[Instructions for the task] Skip any picture you find and retype all the remaining lines exactly.

[Collected data]
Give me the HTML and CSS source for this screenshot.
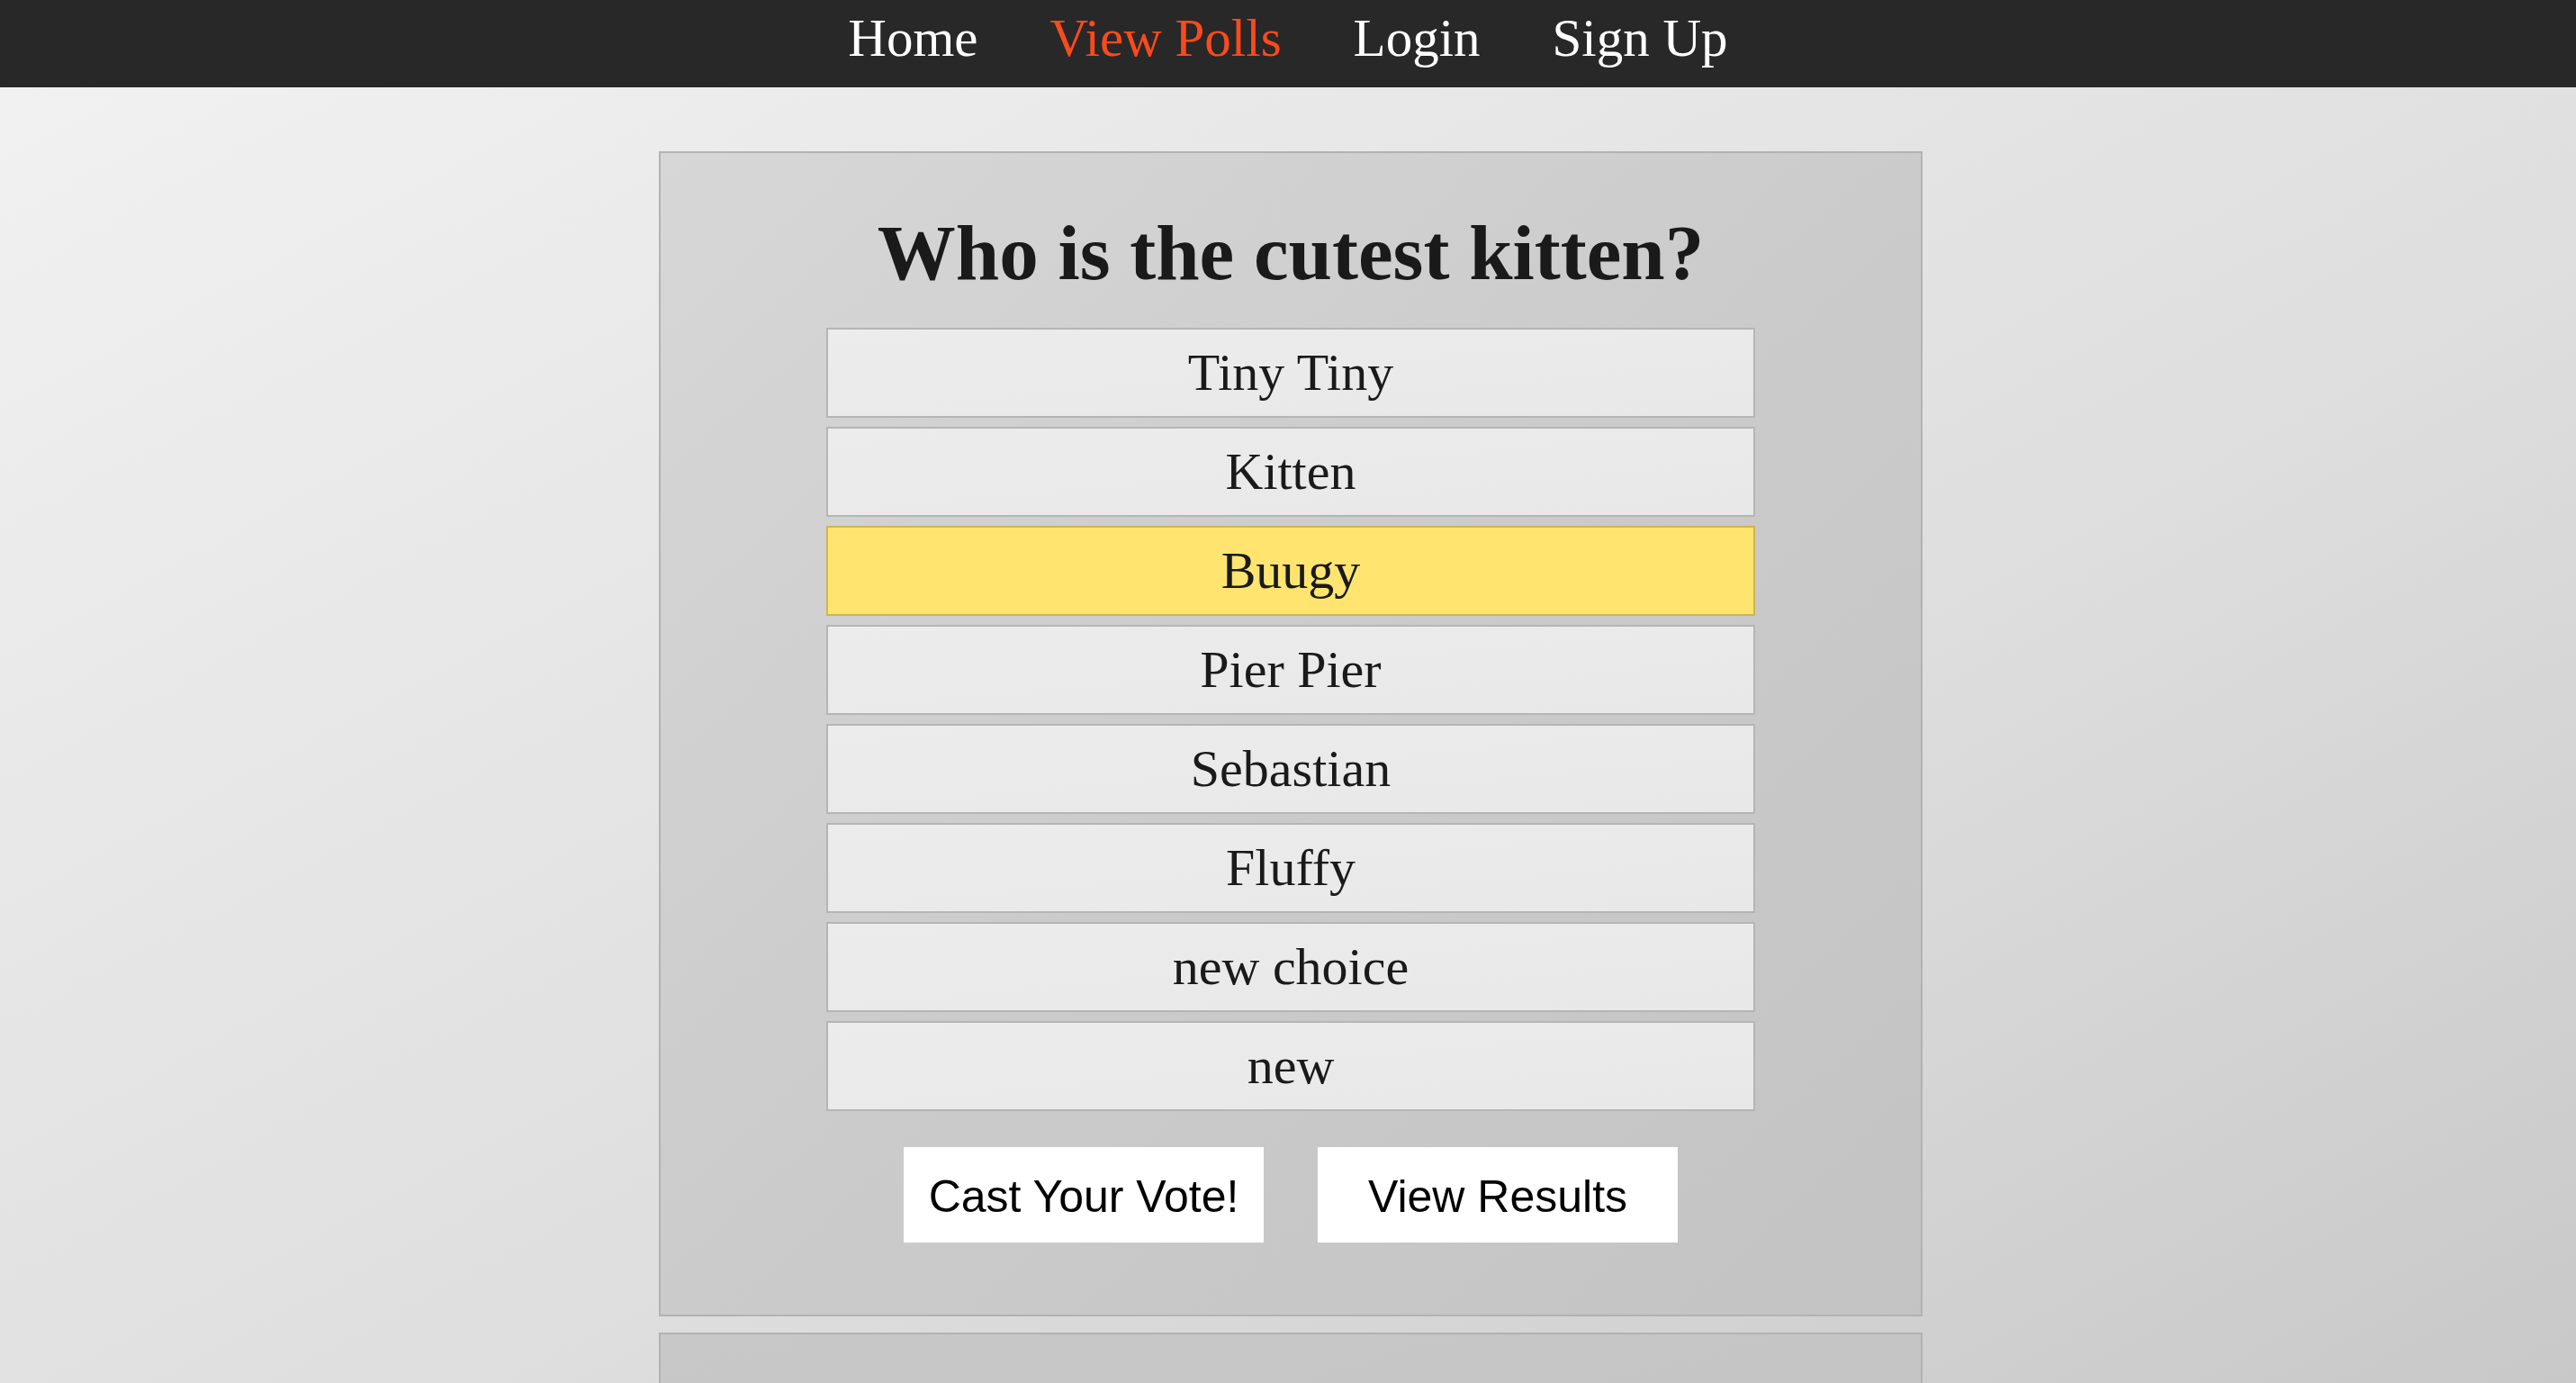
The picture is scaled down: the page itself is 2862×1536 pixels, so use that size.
FILE: index.html
```html
<!DOCTYPE html>
<html lang="en">
<head>
<meta charset="utf-8">
<title>Who is the cutest kitten?</title>
<link rel="stylesheet" href="styles.css">
</head>
<body>
<nav class="topnav">
  <a class="nav-link" href="#">Home</a>
  <a class="nav-link active" href="#">View Polls</a>
  <a class="nav-link" href="#">Login</a>
  <a class="nav-link" href="#">Sign Up</a>
</nav>
<main class="content">
  <section class="card">
    <h1 class="poll-title">Who is the cutest kitten?</h1>
    <ul class="choices">
      <li class="choice">Tiny Tiny</li>
      <li class="choice">Kitten</li>
      <li class="choice selected">Buugy</li>
      <li class="choice">Pier Pier</li>
      <li class="choice">Sebastian</li>
      <li class="choice">Fluffy</li>
      <li class="choice">new choice</li>
      <li class="choice">new</li>
    </ul>
    <div class="actions">
      <button class="btn">Cast Your Vote!</button>
      <button class="btn">View Results</button>
    </div>
  </section>
  <section class="card card-next"></section>
</main>
</body>
</html>
```
FILE: styles.css
```css
html {
  min-height: 100%;
  background: linear-gradient(to bottom right, #f2f2f2 0%, #dedede 60%, #c8c8c8 100%);
}
body {
  margin: 0;
  font-family: "Liberation Serif", "DejaVu Serif", serif;
  color: #1a1a1a;
  height: 1536px;
  overflow: hidden;
}
.topnav {
  height: 97px;
  box-sizing: border-box;
  background: #282828;
  display: flex;
  justify-content: center;
  align-items: flex-start;
  gap: 80px;
  padding-top: 10px;
}
.nav-link {
  font-size: 59px;
  line-height: 65px;
  color: #ffffff;
  text-decoration: none;
}
.nav-link.active {
  color: #fb4a1c;
}
.content {
  padding-top: 71px;
}
.card {
  width: 1400px;
  margin: 0 0 0 calc(50% - 699px);
  border: 2px solid #b2b2b2;
  background: linear-gradient(to bottom right, #d7d7d7 0%, #cbcbcb 50%, #c3c3c3 100%);
  padding: 61px 0 80px;
  display: flex;
  flex-direction: column;
  align-items: center;
}
.card-next {
  margin-top: 18px;
  height: 400px;
  padding: 0;
  background: linear-gradient(to bottom right, #c8c8c8, #c2c2c2);
}
.poll-title {
  margin: 0 0 33px;
  font-size: 87px;
  line-height: 100px;
  font-weight: bold;
  color: #1a1a1a;
}
.choices {
  list-style: none;
  margin: 0;
  padding: 0;
  width: 1032px;
  display: flex;
  flex-direction: column;
  gap: 10px;
}
.choice {
  box-sizing: border-box;
  height: 100px;
  border: 2px solid #b5b5b5;
  background: linear-gradient(to bottom right, #ececec, #e8e8e8);
  text-align: center;
  font-size: 58px;
  line-height: 96px;
  color: #1a1a1a;
}
.choice.selected {
  background: #ffe570;
  border-color: #cdb552;
}
.actions {
  margin-top: 40px;
  display: flex;
  gap: 60px;
}
.btn {
  width: 400px;
  height: 106px;
  border: none;
  background: #ffffff;
  font-family: "Liberation Sans", Arial, sans-serif;
  font-size: 50px;
  color: #000000;
  padding: 4px 0 0;
  line-height: 100px;
}
```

[Complete output]
Give me the HTML and CSS source for this screenshot.
The picture is scaled down: the page itself is 2862×1536 pixels, so use that size.
FILE: index.html
```html
<!DOCTYPE html>
<html lang="en">
<head>
<meta charset="utf-8">
<title>Who is the cutest kitten?</title>
<link rel="stylesheet" href="styles.css">
</head>
<body>
<nav class="topnav">
  <a class="nav-link" href="#">Home</a>
  <a class="nav-link active" href="#">View Polls</a>
  <a class="nav-link" href="#">Login</a>
  <a class="nav-link" href="#">Sign Up</a>
</nav>
<main class="content">
  <section class="card">
    <h1 class="poll-title">Who is the cutest kitten?</h1>
    <ul class="choices">
      <li class="choice">Tiny Tiny</li>
      <li class="choice">Kitten</li>
      <li class="choice selected">Buugy</li>
      <li class="choice">Pier Pier</li>
      <li class="choice">Sebastian</li>
      <li class="choice">Fluffy</li>
      <li class="choice">new choice</li>
      <li class="choice">new</li>
    </ul>
    <div class="actions">
      <button class="btn">Cast Your Vote!</button>
      <button class="btn">View Results</button>
    </div>
  </section>
  <section class="card card-next"></section>
</main>
</body>
</html>
```
FILE: styles.css
```css
html {
  min-height: 100%;
  background: linear-gradient(to bottom right, #f2f2f2 0%, #dedede 60%, #c8c8c8 100%);
}
body {
  margin: 0;
  font-family: "Liberation Serif", "DejaVu Serif", serif;
  color: #1a1a1a;
  height: 1536px;
  overflow: hidden;
}
.topnav {
  height: 97px;
  box-sizing: border-box;
  background: #282828;
  display: flex;
  justify-content: center;
  align-items: flex-start;
  gap: 80px;
  padding-top: 10px;
}
.nav-link {
  font-size: 59px;
  line-height: 65px;
  color: #ffffff;
  text-decoration: none;
}
.nav-link.active {
  color: #fb4a1c;
}
.content {
  padding-top: 71px;
}
.card {
  width: 1400px;
  margin: 0 0 0 calc(50% - 699px);
  border: 2px solid #b2b2b2;
  background: linear-gradient(to bottom right, #d7d7d7 0%, #cbcbcb 50%, #c3c3c3 100%);
  padding: 61px 0 80px;
  display: flex;
  flex-direction: column;
  align-items: center;
}
.card-next {
  margin-top: 18px;
  height: 400px;
  padding: 0;
  background: linear-gradient(to bottom right, #c8c8c8, #c2c2c2);
}
.poll-title {
  margin: 0 0 33px;
  font-size: 87px;
  line-height: 100px;
  font-weight: bold;
  color: #1a1a1a;
}
.choices {
  list-style: none;
  margin: 0;
  padding: 0;
  width: 1032px;
  display: flex;
  flex-direction: column;
  gap: 10px;
}
.choice {
  box-sizing: border-box;
  height: 100px;
  border: 2px solid #b5b5b5;
  background: linear-gradient(to bottom right, #ececec, #e8e8e8);
  text-align: center;
  font-size: 58px;
  line-height: 96px;
  color: #1a1a1a;
}
.choice.selected {
  background: #ffe570;
  border-color: #cdb552;
}
.actions {
  margin-top: 40px;
  display: flex;
  gap: 60px;
}
.btn {
  width: 400px;
  height: 106px;
  border: none;
  background: #ffffff;
  font-family: "Liberation Sans", Arial, sans-serif;
  font-size: 50px;
  color: #000000;
  padding: 4px 0 0;
  line-height: 100px;
}
```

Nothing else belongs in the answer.